Le gouvernement n’a toujours pas pris de décision sur la fin de vie. Pourra-t-on bientôt bénéficier d’une aide à mourir ou pas ? En attendant, Thésy rappelle l’importance des soins palliatifs.
Par Thésy Bionnier
Beaucoup l’attendent avec impatience, la loi sur la fin de vie médicalement assistée. Mais une fois encore, elle a été repoussée. Le gouvernement semble vouloir cependant qu’elle aboutisse dans le cours de l’année 2024. En janvier, Catherine Vautrin, nouvelle ministre du Travail, de la Santé et des Solidarités a déclaré (avant que la santé ne soit déléguée au ministre Frédéric Valletoux) « qu’elle n’avait pas de difficulté personnelle à aborder le sujet » qu’elle a résumé en ces termes – aide active à mourir – mais que, « l’on doit légiférer d’une main tremblante sur un sujet aussi important ». Notre Président semble l’avoir entendue, précisant que le texte sur la fin de vie, aussi attendu que sensible, ne serait présenté qu’après le déploiement d’un plan décennal sur les soins palliatifs.

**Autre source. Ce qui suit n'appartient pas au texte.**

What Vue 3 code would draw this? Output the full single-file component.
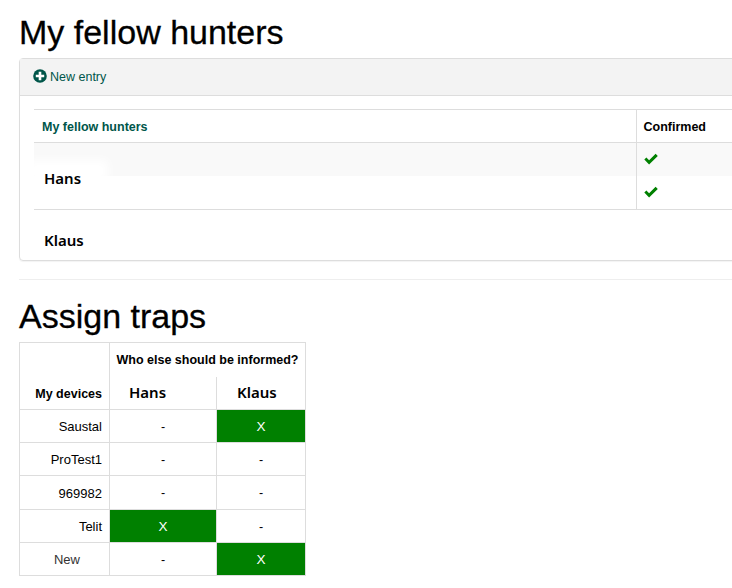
<template>
  <div class="page">
    <h1 class="title">My fellow hunters</h1>
    <div class="card">
      <div class="card-head">
        <a class="new-entry">
          <svg class="plus" viewBox="0 0 14 14" width="14" height="14">
            <circle cx="7" cy="7" r="6.8" fill="#00564a" />
            <path d="M5.7 2.8h2.6v2.9h2.9v2.6H8.3v2.9H5.7V8.3H2.8V5.7h2.9z" fill="#fff" />
          </svg>
          <span>New entry</span>
        </a>
      </div>
      <div class="card-body">
        <table class="hunters">
          <thead>
            <tr>
              <th class="name-col">My fellow hunters</th>
              <th class="conf-col">Confirmed</th>
            </tr>
          </thead>
          <tbody>
            <tr v-for="(h, i) in hunters" :key="h" :class="{ odd: i === 0 }">
              <td class="name-col"></td>
              <td class="conf-col">
                <svg class="check" viewBox="0 0 14 12" width="14" height="12">
                  <path d="M0.3 6.6l2.1-2.1 2.7 2.7L11.6 0.8 13.8 3 5.1 11.6z" fill="#008000" />
                </svg>
              </td>
            </tr>
          </tbody>
        </table>
        <div class="smudge"></div>
        <div class="hans">Hans</div>
        <div class="klaus">Klaus</div>
      </div>
    </div>
    <hr class="rule" />
    <h1 class="title second">Assign traps</h1>
    <table class="matrix">
      <colgroup>
        <col class="col-device" />
        <col class="col-hans" />
        <col class="col-klaus" />
      </colgroup>
      <thead>
        <tr>
          <th rowspan="2" class="device devices-head">My devices</th>
          <th colspan="2" class="who">Who else should be informed?</th>
        </tr>
        <tr>
          <th class="person person-first">Hans</th>
          <th class="person">Klaus</th>
        </tr>
      </thead>
      <tbody>
        <tr v-for="row in rows" :key="row.name">
          <td class="device" :class="{ faint: row.name === 'New' }">{{ row.name }}</td>
          <td v-for="(on, i) in row.cells" :key="i" class="cell" :class="{ on }">{{ on ? 'X' : '-' }}</td>
        </tr>
      </tbody>
    </table>
  </div>
</template>

<script setup>
const hunters = ['Hans', 'Klaus']
const rows = [
  { name: 'Saustal', cells: [false, true] },
  { name: 'ProTest1', cells: [false, false] },
  { name: '969982', cells: [false, false] },
  { name: 'Telit', cells: [true, false] },
  { name: 'New', cells: [false, true] },
]
</script>

<style>
html, body {
  margin: 0;
  background: #fff;
}
</style>

<style scoped>
.page {
  width: 732px;
  height: 588px;
  overflow: hidden;
  box-sizing: border-box;
  padding: 13px 0 0 19px;
  font-family: "Liberation Sans", Arial, sans-serif;
  font-size: 12.5px;
  color: #000;
}
.title {
  margin: 0;
  font-size: 34px;
  line-height: 38px;
  font-weight: 400;
  -webkit-text-stroke: 0.3px #000;
  white-space: nowrap;
}
.card {
  width: 800px;
  margin-top: 7px;
  border: 1px solid #ddd;
  border-radius: 4px;
  box-shadow: 0 1px 1px rgba(0, 0, 0, 0.05);
}
.card-head {
  height: 36px;
  background: #f3f3f3;
  border-bottom: 1px solid #ddd;
  padding-left: 13px;
  display: flex;
  align-items: center;
}
.new-entry {
  display: flex;
  align-items: center;
  gap: 3px;
  color: #00564a;
}
.plus {
  margin-top: -3px;
}
.card-body {
  position: relative;
  height: 151px;
  padding: 13px 0 0 14px;
}
.hunters {
  border-collapse: collapse;
  width: 786px;
  table-layout: fixed;
  border-top: 1px solid #ddd;
  border-bottom: 1px solid #ddd;
}
.hunters th,
.hunters td {
  height: 33px;
  padding: 0 8px;
  text-align: left;
  box-sizing: border-box;
}
.hunters tbody tr:last-child td {
  height: 34px;
}
.hunters thead th {
  border-bottom: 1px solid #ddd;
  padding-top: 1px;
}
.hunters .name-col {
  width: 602px;
  color: #00564a;
}
.hunters .conf-col {
  border-left: 1px solid #ddd;
  padding-left: 7px;
  color: #000;
}
.hunters tr.odd td {
  background: #f9f9f9;
}
.check {
  display: block;
}
.smudge {
  position: absolute;
  left: 8px;
  top: 64px;
  width: 80px;
  height: 22px;
  background: #fff;
  filter: blur(5px);
}
.hans,
.klaus {
  position: absolute;
  left: 24px;
  font-family: "Noto Sans", sans-serif;
  font-size: 15px;
  font-weight: 600;
  line-height: 20px;
}
.hans {
  top: 72px;
}
.klaus {
  top: 134px;
}
.rule {
  margin: 18px 0 0;
  border: 0;
  border-top: 1px solid #eee;
}
.second {
  margin-top: 17px;
}
.matrix {
  margin-top: 7px;
  border-collapse: collapse;
  table-layout: fixed;
  width: 286px;
}
.col-device {
  width: 90px;
}
.col-hans {
  width: 107px;
}
.col-klaus {
  width: 89px;
}
.matrix th,
.matrix td {
  border: 1px solid #ddd;
  height: 33px;
  box-sizing: border-box;
  padding: 1px 7px 0;
}
.matrix tbody tr:nth-child(3) td,
.matrix th.who {
  height: 34px;
}
.matrix .device {
  text-align: right;
  font-weight: 400;
  font-size: 13px;
}
.matrix th.devices-head {
  font-size: 12.5px;
  font-weight: 700;
  vertical-align: bottom;
  padding-bottom: 8px;
}
.matrix .faint {
  color: #333;
  padding-right: 29px;
}
.matrix .who {
  padding: 0;
  text-align: center;
  white-space: nowrap;
  border-bottom: 0;
}
.matrix .person {
  font-family: "Noto Sans", sans-serif;
  font-size: 15px;
  font-weight: 600;
  text-align: left;
  padding: 0 7px 1px 20px;
  border-top: 0;
}
.matrix .person-first {
  padding-left: 19px;
}
.matrix .cell {
  text-align: center;
}
.matrix .cell.on {
  background: #008000;
  color: #fff;
  font-size: 13.5px;
}
</style>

Personnellement, j’ai toujours défendu la nécessité de développer les soins palliatifs avant ou en même temps que la loi sur l’aide active à mourir. Car, comme j’ai pu l’observer, sauf dans des cas bien précis, on ne demande à mourir que lorsque l’on souffre médicalement ou psychiquement.
Lorsque j’avais des responsabilités dans un établissement de long séjour médicalisé, accueillant des personnes de 85 ans en moyenne, je suis allée en Angleterre pour visiter un centre de soins palliatifs que les Anglais, qui sont beaucoup plus en avance que nous sur ce sujet, appellent hospice. Le Roi Charles lll vient d’ailleurs d’inaugurer un nouveau centre.
A mon arrivée dans le centre, j’ai été frappée par l’ambiance, le calme, la sérénité qui y régnait. Il y avait environ une quarantaine de malades qui vaquaient à différentes occupations : jeux, peinture, préparation du thé etc. Le directeur qui me présentait le centre m’a expliqué : « Dans 15 jours, beaucoup de ces personnes seront décédés, mais ils ont l’esprit tranquille ; leurs préoccupations et dispositions personnelles sont réglées et ils ne souffrent pas. Nous prenons aussi en charge leur famille et les réconfortons le mieux possible ».
Dès mon retour dans mon établissement, j’ai fait appel à une professionnelle en soins palliatifs et pour lui demander d’organiser une formation pour l’ensemble du personnel. Mon souci était de permettre à nos résidents de vivre dans notre établissement jusqu’au bout, et de ne pas avoir à les expédier dans un centre de soins palliatifs spécialisé, faute de savoir-faire. Le personnel a tout de suite adhéré à mon idée, cela a été plus difficile pour les médecins mais je n’ai pas lâché.
Un jour, nous avons accueilli une patiente qui venait d’une clinique gériatrique et que l’on nous avait présentée comme très difficile en nous suppliant de l’accepter. Certes, la prise en charge de cette dame était lourde. Grabataire, elle ne pouvait plus accomplir aucun geste de la vie normale : se lever, manger seule, souffrant dès qu’on la touchait etc. Notre première décision la concernant a été d’acheter un lit avec un matelas d’eau chauffant, ce qui a réduit ses douleurs permanentes. Les médecins ont fait appel à un médecin spécialiste de l’anti-douleur pour trouver les bons médicaments. Quant au personnel, il a intégré que pour faire la toilette de cette dame, l’habiller car elle souffrait d’être toujours en chemise de nuit et faire son lit, il fallait compter une à deux heures, chaque matin. Pour éviter leur démotivation, on a établi un roulement d’équipe. Ainsi, malgré son état, cette dame n’a jamais réclamé de mourir. Lorsqu’il y avait des animations, ce qui arrivait souvent, elle me m’implorait même : « Surtout, ne m’oubliez pas ». Et nous la transportions sur son brancard.
Un autre malade, sans aucune famille ni visite, a été pris en charge par le personnel d’une manière particulièrement délicate : la veille de sa mort, il lui a passé sa musique préférée et l’a entourée le plus possible. J’aurais bien d’autres exemples qui montrent combien les soins palliatifs ont permis que la fin de vie de personnes très malade soit paisible. Je suis donc convaincue de la nécessité de développer cette approche de la fin de vie. Je reconnais que mon établissement a été privilégié sur le plan du personnel, qui était qualifié et formé spécifiquement pour le soin aux personnes âgées, et que les EHPAD sont en manque de personnel. Mais j’espère que notre gouvernement s’emparera du sujet de la fin de vie en tenant compte de l’importance des soins palliatifs.